The fingerboard of the Harrison National Steel Guitar |
In 2001, San Francisco's Other Minds Festival commissioned Harrison to write his first piece for guitar since the Serenade, but to their surprise he decided to write for the unique timbre of a National steel-string guitar. Schneider commissioned a special just intonation version of the instrument from National Guitar and recorded the resulting piece Scenes from Nek Chand. This work for which the guitar was originally commissioned did not use all twelve pitches, but rather a mode formed from harmonics 6 through 11 based on the fundamental G. This gives D (harmonic 6), F (7), G (8), A (9), B (10), and C#(11).

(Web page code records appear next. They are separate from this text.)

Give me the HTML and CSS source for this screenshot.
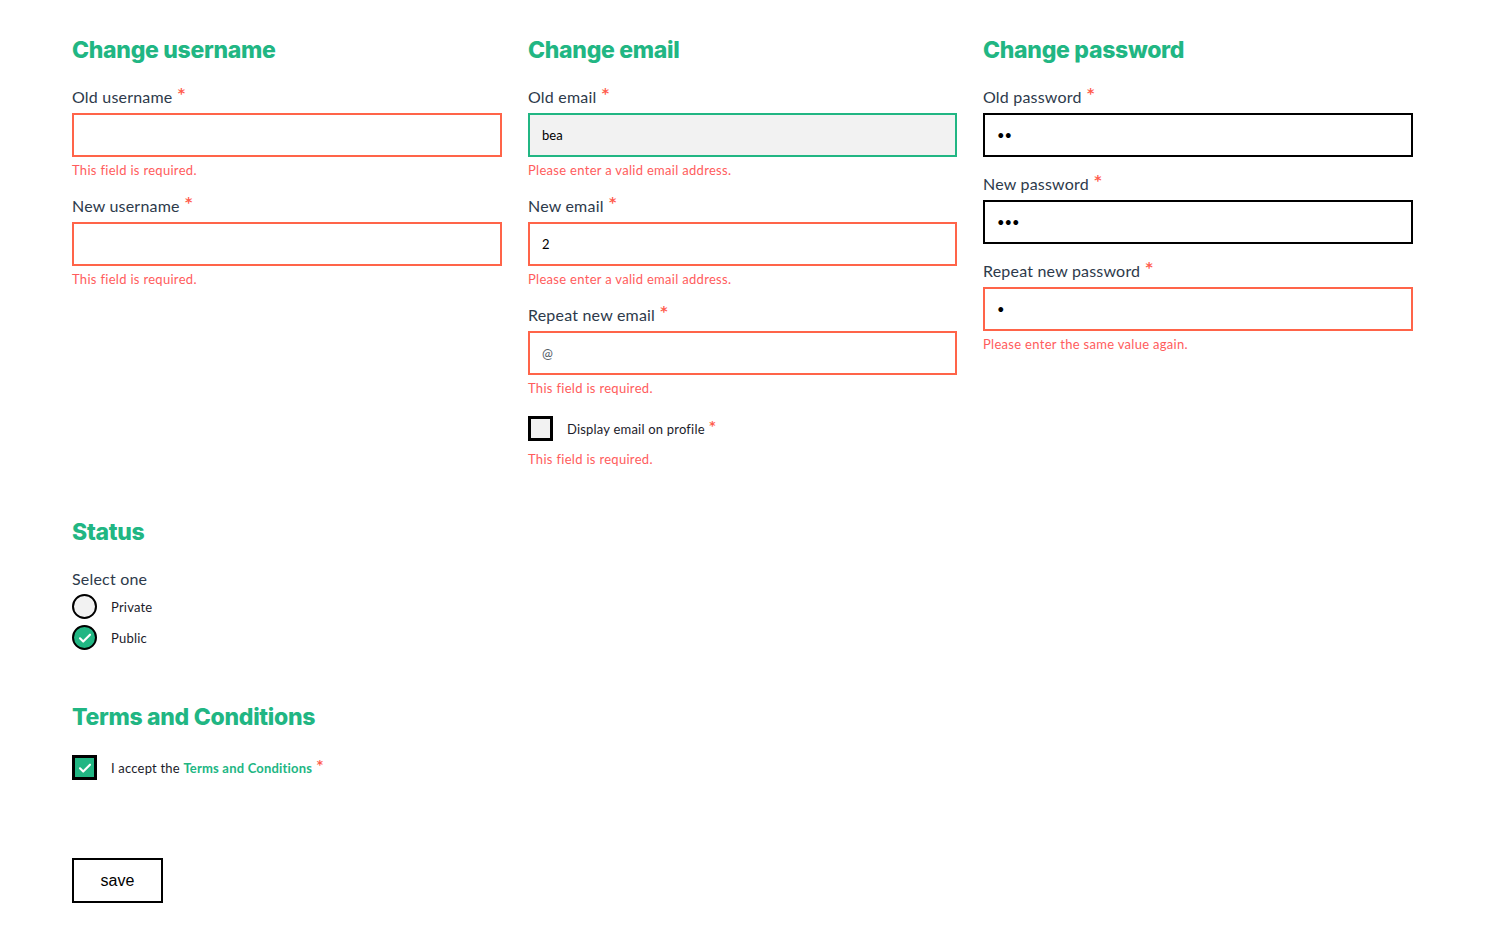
FILE: index.html
```html
<!DOCTYPE html>
<html lang="en">
<head>
<meta charset="utf-8">
<title>Account settings</title>
<link rel="stylesheet" href="styles.css">
</head>
<body>
<form class="page">
  <div class="columns">
    <section class="col">
      <h2 class="title">Change username</h2>
      <div class="field">
        <label class="label">Old username <span class="req">*</span></label>
        <input class="input input-error" type="text">
        <div class="error">This field is required.</div>
      </div>
      <div class="field">
        <label class="label">New username <span class="req">*</span></label>
        <input class="input input-error" type="text">
        <div class="error">This field is required.</div>
      </div>
    </section>
    <section class="col">
      <h2 class="title">Change email</h2>
      <div class="field">
        <label class="label">Old email <span class="req">*</span></label>
        <input class="input input-valid" type="text" value="bea">
        <div class="error">Please enter a valid email address.</div>
      </div>
      <div class="field">
        <label class="label">New email <span class="req">*</span></label>
        <input class="input input-error" type="text" value="2">
        <div class="error">Please enter a valid email address.</div>
      </div>
      <div class="field">
        <label class="label">Repeat new email <span class="req">*</span></label>
        <input class="input input-error" type="text" placeholder="@">
        <div class="error">This field is required.</div>
      </div>
      <div class="field check-field">
        <label class="check-row">
          <span class="box"></span>
          <span class="check-text">Display email on profile <span class="req">*</span></span>
        </label>
        <div class="error error-check">This field is required.</div>
      </div>
    </section>
    <section class="col">
      <h2 class="title">Change password</h2>
      <div class="field">
        <label class="label">Old password <span class="req">*</span></label>
        <input class="input input-plain" type="password" value="ab">
      </div>
      <div class="field">
        <label class="label">New password <span class="req">*</span></label>
        <input class="input input-plain" type="password" value="abc">
      </div>
      <div class="field">
        <label class="label">Repeat new password <span class="req">*</span></label>
        <input class="input input-error" type="password" value="a">
        <div class="error">Please enter the same value again.</div>
      </div>
    </section>
  </div>

  <section class="block status">
    <h2 class="title">Status</h2>
    <div class="label">Select one</div>
    <div class="radios">
      <label class="radio-row">
        <span class="radio"></span>
        <span class="check-text">Private</span>
      </label>
      <label class="radio-row">
        <span class="radio radio-on">
          <svg viewBox="0 0 24 24" width="16" height="16"><path d="M4.5 12.5l4.8 4.8L19.5 7" fill="none" stroke="#fff" stroke-width="3.2" stroke-linecap="round" stroke-linejoin="round"/></svg>
        </span>
        <span class="check-text">Public</span>
      </label>
    </div>
  </section>

  <section class="block terms">
    <h2 class="title">Terms and Conditions</h2>
    <label class="check-row">
      <span class="box box-on">
        <svg viewBox="0 0 24 24" width="16" height="16"><path d="M4.5 12.5l4.8 4.8L19.5 7" fill="none" stroke="#fff" stroke-width="3.2" stroke-linecap="round" stroke-linejoin="round"/></svg>
      </span>
      <span class="check-text">I accept the <a class="link" href="#">Terms and Conditions</a> <span class="req">*</span></span>
    </label>
  </section>

  <div class="actions">
    <button class="save" type="button">save</button>
  </div>
</form>
</body>
</html>
```
FILE: styles.css
```css
html, body {
  margin: 0;
  padding: 0;
  background: #ffffff;
}

body {
  font-family: "Lato", "Noto Sans", sans-serif;
  color: #2d3a4b;
}

.page {
  padding: 35px 0 40px 72px;
}

.columns {
  display: grid;
  grid-template-columns: 430px 429px 430px;
  column-gap: 26px;
  align-items: start;
}

.title {
  margin: 0 0 22px 0;
  font-family: "Inter", "Lato", sans-serif;
  font-size: 23px;
  line-height: 30px;
  font-weight: 800;
  color: #21b683;
  letter-spacing: -0.3px;
}

.field {
  display: flex;
  flex-direction: column;
  margin-bottom: 17px;
}

.field:last-child {
  margin-bottom: 0;
}

.label {
  display: block;
  font-size: 16px;
  line-height: 20px;
  margin-bottom: 6px;
  color: #2d3a4b;
  letter-spacing: 0.2px;
}

.req {
  color: #ff5c4d;
  font-family: "DejaVu Sans", sans-serif;
  font-size: 14px;
  line-height: 0;
  font-weight: 700;
  position: relative;
  top: -5px;
  margin-left: 1px;
}

.check-text .req {
  font-size: 12px;
  top: -4px;
}

.input {
  box-sizing: border-box;
  width: 100%;
  height: 44px;
  padding: 0 12px;
  border: 2px solid #000;
  background: #fff;
  font-family: "Lato", "Noto Sans", sans-serif;
  font-size: 13px;
  color: #000;
  outline: none;
  margin: 0;
}

.input::placeholder {
  color: #555c66;
}

.input-error {
  border-color: #ff6449;
}

.input-valid {
  border-color: #21b683;
  background: #f2f2f2;
}

.input-plain {
  border-color: #000;
}

.error {
  margin-top: 5px;
  font-size: 13px;
  line-height: 17px;
  color: #ff5c5c;
  letter-spacing: 0.3px;
}

.check-field {
  padding-top: 2px;
}

.check-row {
  display: flex;
  align-items: center;
  gap: 14px;
  cursor: pointer;
}

.box {
  box-sizing: border-box;
  width: 25px;
  height: 25px;
  border: 3px solid #000;
  background: #f2f2f2;
  display: flex;
  align-items: center;
  justify-content: center;
  flex: none;
}

.box-on {
  background: #21b683;
}

.check-text {
  font-size: 13px;
  line-height: 18px;
  color: #1b1b2a;
  letter-spacing: 0.2px;
}

.error-check {
  margin-top: 10px;
}

.block {
  margin-top: 49px;
}

.status .label {
  margin-bottom: 5px;
}

.status .title {
  margin-bottom: 22px;
}

.radios {
  display: flex;
  flex-direction: column;
  gap: 6px;
}

.radio-row {
  display: flex;
  align-items: center;
  gap: 14px;
  cursor: pointer;
}

.radio {
  box-sizing: border-box;
  width: 25px;
  height: 25px;
  border-radius: 50%;
  border: 2.5px solid #000;
  background: #f2f2f2;
  display: flex;
  align-items: center;
  justify-content: center;
  flex: none;
}

.radio-on {
  background: #21b683;
}

.terms {
  margin-top: 52px;
}

.terms .title {
  margin-bottom: 23px;
}

.link {
  color: #21b683;
  font-weight: 700;
  text-decoration: none;
}

.actions {
  margin-top: 78px;
}

.save {
  box-sizing: border-box;
  width: 91px;
  height: 45px;
  border: 2px solid #000;
  background: #fff;
  font-family: "Liberation Sans", Arial, sans-serif;
  font-size: 16px;
  color: #000;
  cursor: pointer;
  padding: 0;
}
```
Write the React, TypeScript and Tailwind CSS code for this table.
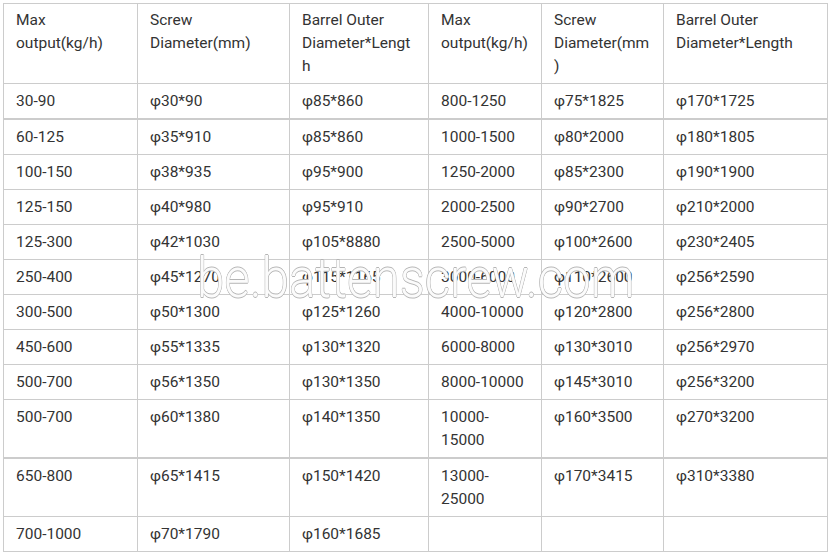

It was left to Harrison's friend William Slye and myself to suggest the pitches which would fill out a twelve-pitch fretting. We chose pitches G#, Bb, C, E, Eb, and F# so that they would fill out a lattice (as shown in the diagram below) and so provide for closely related harmonies and keys for others who might wish to write for this instrument. Slye opted for the same set of harmonics starting on the pitch D. With the composer's encouragement, Schneider adapted Harrison's Jahla, Solo, Palace Music, Threnody to the Memory of Oliver Daniel, and Serenado por Gitaro for this unique instrument. (For the definition of cents and explanation of the following lattice diagram, see the note for the tuning of the Serenade.)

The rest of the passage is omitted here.